Daniel Ward, a freshman in the School of Public Affairs, owns one of the “wonk” sweatshirts created by Crabtree and Avis. Ward said he found an instant connection to the campus through the WONK campaign since it provides everyone with a “shared sense of humor.”
He doesn’t think the term “wonk” is taken seriously among the student body, but that’s not necessarily a bad thing.
“I wouldn’t talk about myself being an ‘AU Eagle,’ like, ever,” Ward said. “But I would definitely talk about ‘wonk’ because I think it’s funny.”
The uncertain future of WONK
Although WONK has made an impact on the AU campus community, there are no definitive plans as to where it will go in the future.

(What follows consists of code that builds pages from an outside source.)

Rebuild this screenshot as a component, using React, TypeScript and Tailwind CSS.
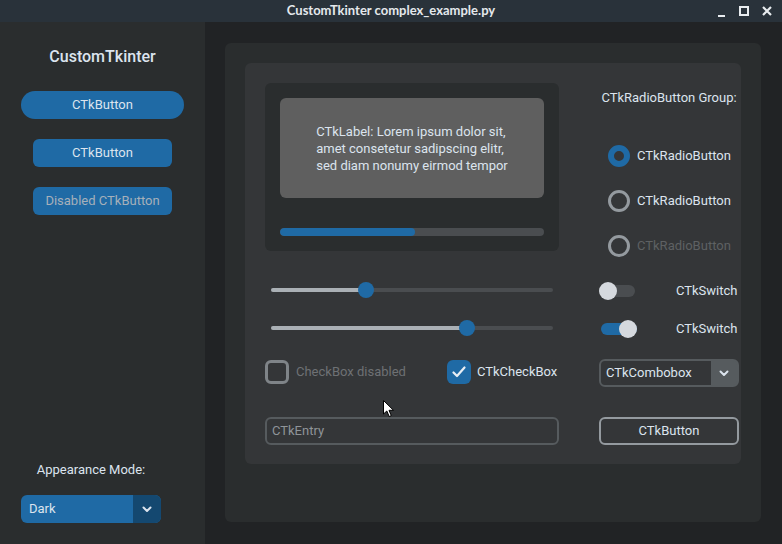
import React from "react";

const Chevron = ({ color = "#dce4ee" }: { color?: string }) => (
  <svg width="10" height="7" viewBox="0 0 10 7">
    <path d="M1.5 1.5 L5 5 L8.5 1.5" stroke={color} strokeWidth="2" fill="none" strokeLinecap="round" strokeLinejoin="round" />
  </svg>
);

const Radio = ({ state, label }: { state: "on" | "off" | "disabled"; label: string }) => (
  <div className="flex items-center h-[22px] pl-[9px] gap-[7px]">
    {state === "on" ? (
      <div className="w-[22px] h-[22px] rounded-full border-[6px] border-[#1f6aa5]" />
    ) : (
      <div className="w-[22px] h-[22px] rounded-full border-[3px] border-[#949a9f]" />
    )}
    <span className={state === "disabled" ? "text-[#5e6163]" : "text-[#dce4ee]"}>{label}</span>
  </div>
);

const Slider = ({ pct }: { pct: number }) => (
  <div className="h-[38px] flex items-center px-[6px]">
    <div className="relative w-full h-[4px] rounded-full bg-[#4a4d50]">
      <div className="absolute left-0 top-0 h-full rounded-full bg-[#aab0b5]" style={{ width: `${pct}%` }} />
      <div
        className="absolute top-1/2 w-[16px] h-[16px] -mt-[8px] -ml-[8px] rounded-full bg-[#1f6aa5]"
        style={{ left: `${pct}%` }}
      />
    </div>
  </div>
);

const Switch = ({ on }: { on: boolean }) => (
  <div className="relative w-[36px] h-[18px] flex items-center">
    <div className={`w-full h-[12px] rounded-full ${on ? "bg-[#1f6aa5]" : "bg-[#4a4d50]"}`} />
    <div className={`absolute top-0 w-[18px] h-[18px] rounded-full bg-[#d5d9de] ${on ? "right-0" : "left-0"}`} />
  </div>
);

export default function App() {
  return (
    <div
      className="w-[782px] h-[544px] flex flex-col overflow-hidden text-[13px] text-[#dce4ee] relative"
      style={{ fontFamily: "Roboto, 'Liberation Sans', sans-serif" }}
    >
      {/* title bar */}
      <div className="h-[22px] bg-[#29323a] flex items-center relative shrink-0">
        <div
          className="flex-1 text-center text-[13px] font-bold text-[#e4e8ec]"
          style={{ fontFamily: "Lato, 'DejaVu Sans', sans-serif" }}
        >
          CustomTkinter complex_example.py
        </div>
        <div className="absolute right-[10px] top-0 h-[22px] flex items-center gap-[13px]">
          <div className="w-[10px] h-[10px] flex items-end justify-center">
            <div className="w-[7px] h-[2px] bg-[#e8ecef] mb-[-1px]" />
          </div>
          <div className="w-[10px] h-[10px] border-2 border-[#e8ecef]" />
          <svg width="10" height="10" viewBox="0 0 10 10">
            <path d="M1 1 L9 9 M9 1 L1 9" stroke="#e8ecef" strokeWidth="2.2" />
          </svg>
        </div>
      </div>

      <div className="flex flex-1 min-h-0">
        {/* sidebar */}
        <div className="w-[205px] shrink-0 bg-[#2a2d2e] flex flex-col">
          <div className="text-center text-[16px] font-medium mt-[25px] leading-[20px]">CustomTkinter</div>
          <div className="mt-[24px] mx-[21px] h-[28px] rounded-full bg-[#1f6aa5] flex items-center justify-center">CTkButton</div>
          <div className="mt-[20px] mx-[33px] h-[28px] rounded-[6px] bg-[#1f6aa5] flex items-center justify-center">CTkButton</div>
          <div className="mt-[20px] mx-[33px] h-[28px] rounded-[6px] bg-[#1f6aa5] flex items-center justify-center text-[#a6b0ba]">
            Disabled CTkButton
          </div>
          <div className="flex-1" />
          <div className="w-[140px] ml-[21px] text-center leading-[16px]">Appearance Mode:</div>
          <div className="w-[140px] ml-[21px] mt-[17px] mb-[21px] h-[28px] rounded-[6px] bg-[#1f6aa5] flex overflow-hidden">
            <div className="flex-1 flex items-center pl-[8px]">Dark</div>
            <div className="w-[28px] bg-[#144870] flex items-center justify-center">
              <Chevron />
            </div>
          </div>
        </div>

        {/* main */}
        <div className="flex-1 min-w-0 bg-[#212325] pt-[21px] pl-[20px] pr-[21px] pb-[22px]">
          <div className="w-full h-full rounded-[6px] bg-[#2a2d2e] p-[20px] pb-[58px]">
            <div className="w-full h-full rounded-[6px] bg-[#343638] pt-[20px] pl-[20px] pr-[2px] flex gap-[40px]">
              {/* left column */}
              <div className="w-[294px] shrink-0 flex flex-col">
                <div className="h-[168px] rounded-[6px] bg-[#2a2d2e] p-[15px] flex flex-col">
                  <div className="h-[100px] rounded-[6px] bg-[#5f5f5f] flex items-center justify-center">
                    <div className="leading-[17px] text-left">
                      CTkLabel: Lorem ipsum dolor sit,
                      <br />
                      amet consetetur sadipscing elitr,
                      <br />
                      sed diam nonumy eirmod tempor
                    </div>
                  </div>
                  <div className="mt-[30px] h-[8px] rounded-full bg-[#4a4d50] overflow-hidden">
                    <div className="h-full w-[51%] bg-[#1f6aa5] rounded-full" />
                  </div>
                </div>
                <div className="mt-[20px]">
                  <Slider pct={33.7} />
                  <Slider pct={69.5} />
                </div>
                <div className="mt-[13px] h-[24px] flex items-center">
                  <div className="w-[24px] h-[24px] rounded-[6px] border-[3px] border-[#7f8488]" />
                  <span className="ml-[7px] text-[#6e7174]">CheckBox disabled</span>
                  <div className="ml-[41px] w-[24px] h-[24px] rounded-[6px] bg-[#1f6aa5] flex items-center justify-center">
                    <svg width="14" height="12" viewBox="0 0 14 12">
                      <path d="M1.5 6.5 L5 10 L12.5 1.5" stroke="#e8eef4" strokeWidth="2.2" fill="none" strokeLinecap="round" strokeLinejoin="round" />
                    </svg>
                  </div>
                  <span className="ml-[6px]">CTkCheckBox</span>
                </div>
                <div className="mt-[33px] h-[28px] rounded-[6px] border-2 border-[#565b5e] bg-[#343638] flex items-center pl-[5px] text-[#8f9498]">
                  CTkEntry
                </div>
              </div>

              {/* right column */}
              <div className="w-[140px] shrink-0 flex flex-col">
                <div className="h-[30px] flex items-center justify-center whitespace-nowrap">CTkRadioButton Group:</div>
                <div className="mt-[32px] flex flex-col gap-[23px]">
                  <Radio state="on" label="CTkRadioButton" />
                  <Radio state="off" label="CTkRadioButton" />
                  <Radio state="disabled" label="CTkRadioButton" />
                </div>
                <div className="mt-[15px] h-[38px] flex items-center">
                  <Switch on={false} />
                  <span className="ml-[41px]">CTkSwitch</span>
                </div>
                <div className="h-[38px] flex items-center">
                  <div className="ml-[2px]">
                    <Switch on={true} />
                  </div>
                  <span className="ml-[39px]">CTkSwitch</span>
                </div>
                <div className="mt-[11px] h-[28px] rounded-[6px] border-2 border-[#565b5e] bg-[#565b5e] flex overflow-hidden">
                  <div className="flex-1 bg-[#343638] flex items-center pl-[5px]">CTkCombobox</div>
                  <div className="w-[26px] flex items-center justify-center">
                    <Chevron />
                  </div>
                </div>
                <div className="mt-[30px] h-[28px] rounded-[6px] border-2 border-[#949a9f] flex items-center justify-center">
                  CTkButton
                </div>
              </div>
            </div>
          </div>
        </div>
      </div>

      {/* mouse cursor */}
      <svg className="absolute left-[383px] top-[400px]" width="12" height="18" viewBox="0 0 12 18">
        <path d="M0.5 0.5 L0.5 14 L3.8 11 L6.2 16.5 L8.3 15.6 L6 10.3 L10.5 10.3 Z" fill="#ffffff" stroke="#000000" strokeWidth="1" />
      </svg>
    </div>
  );
}
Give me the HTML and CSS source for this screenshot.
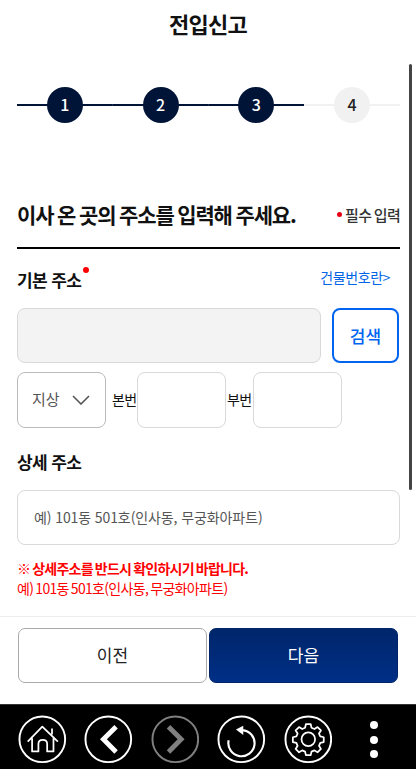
FILE: index.html
```html
<!DOCTYPE html>
<html lang="ko">
<head>
<meta charset="utf-8">
<title>전입신고</title>
<link rel="stylesheet" href="styles.css">
</head>
<body>
<div class="app">
  <header class="title">전입신고</header>
  <main class="content">
    <div class="scrollbar"></div>
    <ol class="steps">
      <li class="step done"><span>1</span></li>
      <li class="step done"><span>2</span></li>
      <li class="step done"><span>3</span></li>
      <li class="step"><span>4</span></li>
    </ol>
    <div class="heading">
      <h1>이사 온 곳의 주소를 입력해 주세요.</h1>
      <p class="req"><i class="dot"></i>필수 입력</p>
    </div>
    <div class="label-row">
      <h2 class="label">기본 주소<i class="dot sup"></i></h2>
      <a class="link">건물번호란&gt;</a>
    </div>
    <div class="addr-row">
      <div class="field disabled"></div>
      <button class="search">검색</button>
    </div>
    <div class="num-row">
      <div class="field select">지상
        <svg width="18" height="10" viewBox="0 0 18 10"><path d="M1 1l8 8 8-8" fill="none" stroke="#555" stroke-width="1.6"/></svg>
      </div>
      <span class="num-label first">본번</span>
      <div class="field num"></div>
      <span class="num-label">부번</span>
      <div class="field num"></div>
    </div>
    <h2 class="label detail">상세 주소</h2>
    <div class="field text">예) 101동 501호(인사동, 무궁화아파트)</div>
    <p class="warn strong">※ 상세주소를 반드시 확인하시기 바랍니다.</p>
    <p class="warn plain">예) 101동 501호(인사동, 무궁화아파트)</p>
  </main>
  <div class="actions">
    <button class="btn prev">이전</button>
    <button class="btn next">다음</button>
  </div>
  <nav class="nav">
    <svg class="ico" viewBox="0 0 50 50"><circle cx="25" cy="25" r="23.5" fill="none" stroke="#fff" stroke-width="2"/><path d="M10 27.500L25 12l16 15.500M35 14v6M14.500 24v13.500h6.500v-8q0-4 4.500-4t4.500 4v8h6.500V24" fill="none" stroke="#fff" stroke-width="1.800" stroke-linejoin="round"/></svg>
    <svg class="ico" viewBox="0 0 50 50"><circle cx="25" cy="25" r="23.500" fill="none" stroke="#fff" stroke-width="2"/><path d="M33 12L20 25l13 13" fill="none" stroke="#fff" stroke-width="5"/></svg>
    <svg class="ico" viewBox="0 0 50 50"><circle cx="25" cy="25" r="23.500" fill="none" stroke="#808080" stroke-width="2"/><path d="M18 12l13 13-13 13" fill="none" stroke="#808080" stroke-width="5"/></svg>
    <svg class="ico" viewBox="0 0 50 50"><circle cx="25" cy="25" r="23.500" fill="none" stroke="#fff" stroke-width="2"/><path d="M26 15.500A13.500 13.500 0 1 1 12 26" fill="none" stroke="#fff" stroke-width="2.200"/><path d="M27 11v9.500L19.500 15z" fill="#fff"/></svg>
    <svg class="ico" viewBox="0 0 50 50"><circle cx="25" cy="25" r="23.500" fill="none" stroke="#fff" stroke-width="2"/><circle cx="25" cy="25" r="7" fill="none" stroke="#fff" stroke-width="1.800"/><path d="M22.500 9.500h5l.8 3.600 3 1.300 3.200-2 3.500 3.500-2 3.200 1.300 3 3.600.8v5l-3.600.8-1.300 3 2 3.200-3.500 3.500-3.200-2-3 1.300-.8 3.600h-5l-.8-3.600-3-1.300-3.200 2-3.500-3.500 2-3.200-1.300-3-3.600-.8v-5l3.600-.8 1.300-3-2-3.200 3.500-3.500 3.200 2 3-1.300z" fill="none" stroke="#fff" stroke-width="1.800" stroke-linejoin="round"/></svg>
    <div class="more"><i></i><i></i><i></i></div>
  </nav>
</div>
</body>
</html>
```

FILE: styles.css
```css
* { box-sizing: border-box; }
html, body { margin: 0; height: 100%; background: #fff; }
body { font-family: "Noto Sans CJK KR", "Noto Sans", sans-serif; color: #111; overflow: hidden; }
.app { height: 775px; display: flex; flex-direction: column; }
.title { height: 48px; flex: none; padding-bottom: 3px; display: flex; align-items: center; justify-content: center; font-size: 22px; font-weight: 700; letter-spacing: -0.8px; }
.content { position: relative; flex: none; height: 569px; padding: 39px 16px 0 17px; border-bottom: 1px solid #eee; }
.scrollbar { position: absolute; right: 4px; top: 16px; width: 3px; height: 426px; background: #444; border-radius: 2px; }
.steps { list-style: none; margin: 0; padding: 0; display: grid; grid-template-columns: repeat(4, 1fr); }
.step { display: flex; justify-content: center; background: linear-gradient(#f1f1f1, #f1f1f1) center / 100% 2px no-repeat; }
.step.done { background-image: linear-gradient(#001438, #001438); }
.step span { width: 36px; height: 36px; padding-bottom: 3px; border-radius: 50%; background: #f1f1f1; display: flex; align-items: center; justify-content: center; font-size: 16px; font-weight: 500; color: #222; }
.step.done span { background: #001438; color: #fff; }
.heading { margin-top: 75px; height: 51px; padding-bottom: 17px; border-bottom: 2px solid #000; display: flex; align-items: center; justify-content: space-between; }
h1 { margin: 0; font-size: 21px; font-weight: 700; letter-spacing: -1.15px; word-spacing: -1px; white-space: nowrap; }
.req { margin: 0; font-size: 15px; font-weight: 500; color: #333; display: flex; align-items: center; gap: 3px; letter-spacing: -0.7px; word-spacing: -1px; }
.dot { display: inline-block; width: 5px; height: 5px; border-radius: 50%; background: #e60012; }
.label-row { margin-top: 18px; height: 24px; display: flex; align-items: center; justify-content: space-between; }
.label { margin: 0; font-size: 17px; font-weight: 700; letter-spacing: -0.6px; position: relative; }
.sup { position: absolute; right: -8px; top: 0; width: 6px; height: 6px; background: #f00; }
.link { font-size: 14px; color: #0064e6; letter-spacing: -0.4px; margin-right: 10px; padding-bottom: 4px; }
.addr-row { margin-top: 17px; display: flex; justify-content: space-between; }
.field { border: 1px solid #d9d9d9; border-radius: 8px; background: #fff; height: 55px; }
.disabled { width: 304px; background: #f3f3f3; }
.search { width: 67px; height: 55px; margin-right: 1px; border: 2px solid #0064f0; border-radius: 8px; background: #fff; color: #0064f0; font: 500 17px "Noto Sans CJK KR", sans-serif; padding: 0; }
.num-row { margin-top: 9px; display: flex; align-items: center; }
.select { width: 89px; height: 56px; border-color: #bbb; display: flex; align-items: center; justify-content: space-between; padding: 0 15px 3px 14px; font-size: 15px; color: #555; }
.select svg { margin-top: 3px; }
.num { width: 89px; height: 56px; }
.num-label { width: 27px; padding: 0 0 2px 1px; font-size: 14px; letter-spacing: -0.6px; white-space: nowrap; }
.first { margin-left: 6px; width: 25px; padding-left: 0; }
.detail { margin-top: 22px; line-height: 24px; }
.text { margin-top: 16px; display: flex; align-items: center; padding: 0 0 2px 16px; font-size: 14px; letter-spacing: -0.1px; color: #555; }
.warn { margin: 0; font-size: 14px; color: #f00; letter-spacing: -0.75px; word-spacing: -1.2px; line-height: 21px; }
.plain { letter-spacing: -0.68px; margin-top: -1px; }
.strong { margin-top: 13px; font-weight: 700; }
.actions { flex: none; height: 87px; padding: 11px 18px 0 18px; display: flex; gap: 2px; }
.btn { flex: 1; height: 55px; border-radius: 7px; font: 400 17px "Noto Sans CJK KR", sans-serif; padding: 0 0 2px; }
.prev { background: #fff; border: 1px solid #aaa; color: #222; }
.next { background: linear-gradient(#00266b, #002f86); border: 1px solid #00246a; color: #fff; }
.nav { flex: none; height: 65px; background: #000; border-top: 1px solid #333; display: flex; align-items: center; padding: 5px 0 0 18px; gap: 17.8px; }
.ico { width: 48.6px; height: 48.6px; flex: none; }
.more { display: flex; flex-direction: column; gap: 6.5px; margin-left: 20px; }
.more i { display: block; width: 8px; height: 8px; border-radius: 50%; background: #fff; }
```
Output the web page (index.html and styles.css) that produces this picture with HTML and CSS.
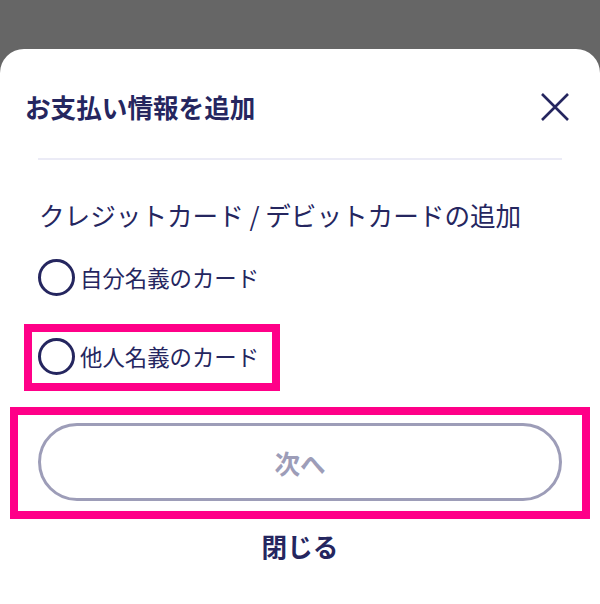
FILE: index.html
```html
<!DOCTYPE html>
<html lang="ja">
<head>
<meta charset="utf-8">
<title>お支払い情報を追加</title>
<link rel="stylesheet" href="styles.css">
</head>
<body>
<div class="backdrop"></div>
<div class="sheet">
  <div class="header">
    <h1 class="title">お支払い情報を追加</h1>
    <button class="close" aria-label="閉じる">
      <svg width="28" height="28" viewBox="0 0 28 28"><path d="M1 1 L27 27 M27 1 L1 27" stroke="#25265f" stroke-width="2.6" fill="none"/></svg>
    </button>
  </div>
  <hr class="divider">
  <div class="subtitle">クレジットカード / デビットカードの追加</div>
  <label class="radio-row first"><span class="radio"></span><span class="label">自分名義のカード</span></label>
  <label class="radio-row second"><span class="radio"></span><span class="label">他人名義のカード</span></label>
  <button class="next">次へ</button>
  <div class="close-link">閉じる</div>
</div>
<div class="mark mark-1"></div>
<div class="mark mark-2"></div>
</body>
</html>
```
FILE: styles.css
```css
html, body {
  margin: 0;
  padding: 0;
  background: #666666;
  font-family: "Noto Sans CJK JP", "Noto Sans", sans-serif;
  color: #25265f;
}
body {
  position: relative;
  width: 600px;
  height: 604px;
  overflow: hidden;
}
.backdrop {
  height: 49px;
}
.sheet {
  background: #ffffff;
  border-radius: 24px 24px 0 0;
  height: 555px;
  display: flex;
  flex-direction: column;
}
.header {
  display: flex;
  justify-content: space-between;
  align-items: center;
  padding: 40px 31px 0 25px;
  height: 36px;
}
.title {
  margin: 0;
  font-size: 25.6px;
  font-weight: 700;
  line-height: 36px;
  color: #25265f;
}
.close {
  border: 0;
  background: none;
  padding: 0;
  width: 28px;
  height: 28px;
  display: flex;
}
.divider {
  margin: 33px 38px 0;
  border: 0;
  height: 2px;
  background: #ebebf6;
}
.subtitle {
  margin: 37px 0 0 39px;
  font-size: 25.6px;
  line-height: 36px;
  color: #25265f;
}
.radio-row {
  display: flex;
  align-items: center;
  height: 50px;
  margin-left: 38px;
}
.radio-row.first { margin-top: 19px; }
.radio-row.second { margin-top: 29px; }
.radio {
  box-sizing: border-box;
  width: 37px;
  height: 37px;
  border: 3px solid #25265f;
  border-radius: 50%;
  flex: none;
}
.label {
  margin-left: 5px;
  font-size: 22.4px;
  line-height: 32px;
  color: #25265f;
}
.next {
  box-sizing: border-box;
  margin: 42px 38px 0;
  height: 78px;
  border: 3px solid #9d9db8;
  border-radius: 39px;
  background: #ffffff;
  color: #9d9db8;
  font-family: inherit;
  font-size: 25.6px;
  font-weight: 700;
}
.close-link {
  margin-top: 27px;
  text-align: center;
  font-size: 25.6px;
  font-weight: 700;
  line-height: 36px;
  color: #25265f;
}
.mark {
  position: absolute;
  box-sizing: border-box;
  border: 8px solid #ff0088;
}
.mark-1 {
  left: 24px;
  top: 324px;
  width: 256px;
  height: 67px;
}
.mark-2 {
  left: 10px;
  top: 407px;
  width: 580px;
  height: 112px;
}
```
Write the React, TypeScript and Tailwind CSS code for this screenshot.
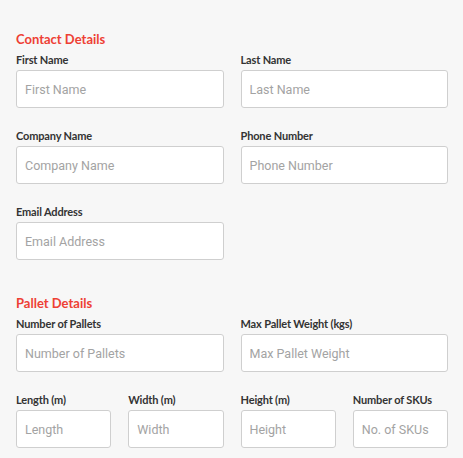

“We don’t know yet,” Flannery, who is stepping down from her position in June, said. “I think it’s fair to say that we expect that there will be some [more] evolution of the campaign.”
There is a need to “refresh the expression of the university’s brand,” based off of 2018 survey responses, but they are not exactly sure what the new elements of the campaign will be, Flannery said.
While the WONK campaign is not necessarily going away, Zito said that the communications team may move away from it slightly to explore other opportunities.
“I think WONK will always be a part of us,” Zito said. “There’s so much good about WONK that we don’t have to lose the essence of what that means to the students, but we don’t necessarily have to use the word.”
Flannery echoed these sentiments, stating that the marketing team found a unique way to describe the AU community.
“I think we put our finger on an idea that absolutely reflected who the people are at this university: the faculty, staff and students,” Flannery said. “It was authentically us.”
Some students expressed that the WONK campaign has become an integral part of the AU community that they don’t want to let go of. Piscani said that he would be “devastated” if WONK was removed from the AU campus.
“I think it really is a significant part of AU and its culture,” Piscani said. “I think all the students can identify with it in some way, whether it is seriously believing in what it means to be a policy wonk, or just loving the irony of it.”